The U.S. government may be footling with fantasmagorical Web 2.0 toys for citizen empowerment, but over in the U.K., ladies and jellyspoons, the new Prime Minister has his finger on the pulse. He’s been webchatting with Mr. Facebook.
The Prime Minister David Cameron, looking spiffy and smart (with a slightly badly knotted tie, to show he dresses in the morning like the rest of us) recently conducted a videochat with Facebook CEO Mark Zuckerberg on the benefits of Web 2.0 social network connectivity, and how it can help connect government officials and the man in the street in ways that have never been possible before. It’s lofty stuff, and Cameron’s enthusiasm for a mechanism that lets the public share opinions directly upwards into the authorities’ structures will feel like a breath of fresh air for the forward-thinkers among you. He even imagines there’s a “civic spirit” among the British populace.

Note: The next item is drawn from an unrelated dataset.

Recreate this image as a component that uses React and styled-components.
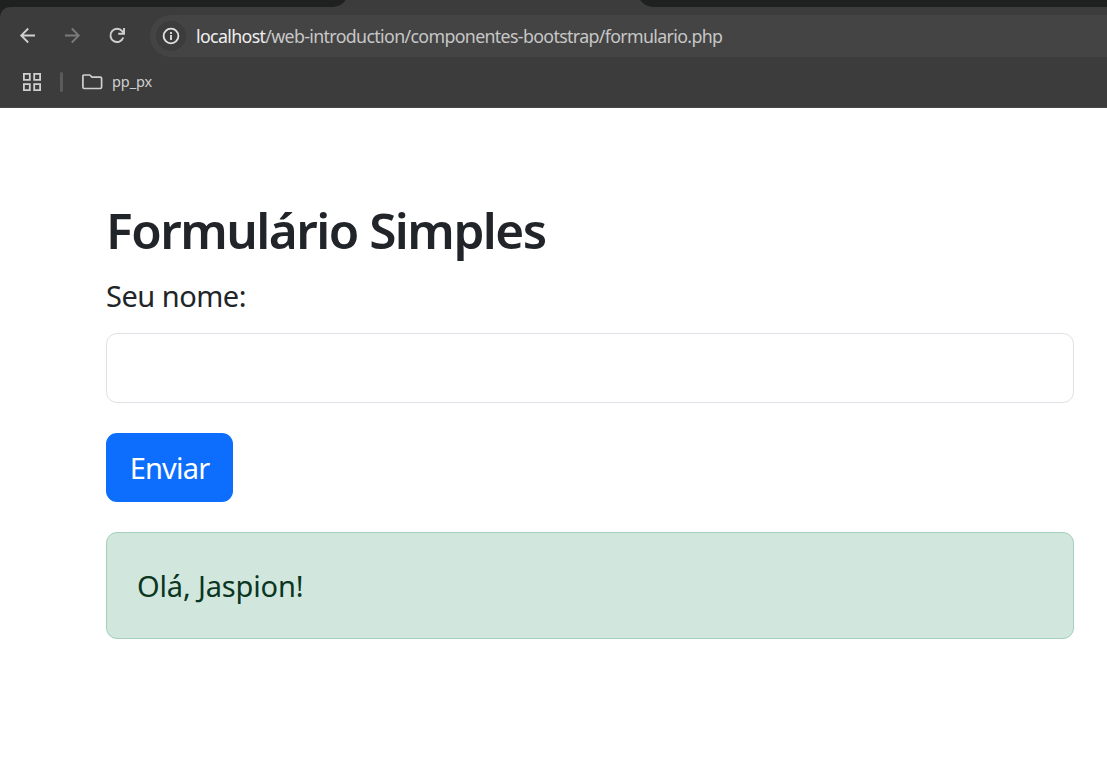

But dear old Mark, who one may expect to be well-versed in public appearances, doesn’t quite match up to David’s panache. Check it out:
Okay, so Cameron’s benefiting from a centuries-old backdrop inside historic Number 10 Downing Street, some excellent TV-quality lighting and an easy and affable nature in front of the camera. But Zuckerberg’s dimly-lit face, bluish thanks to the tinge of light from his Mac’s screen, his plain T-shirt and apartment in the background just don’t quite balance the other party in the conversation. You’d think a billionaire could do a smidge better when talking to a globally important political leader. And Mark–dear Mark: The folks in the British government and a nation of some 60 million souls aren’t “you guys.” That’s not really how you fan the flames of cross-Atlantic friendliness.
At least Zuck’s able to do one thing: Deliver a handy mechanism for the U.K. government to chat to its people for free. With adverts.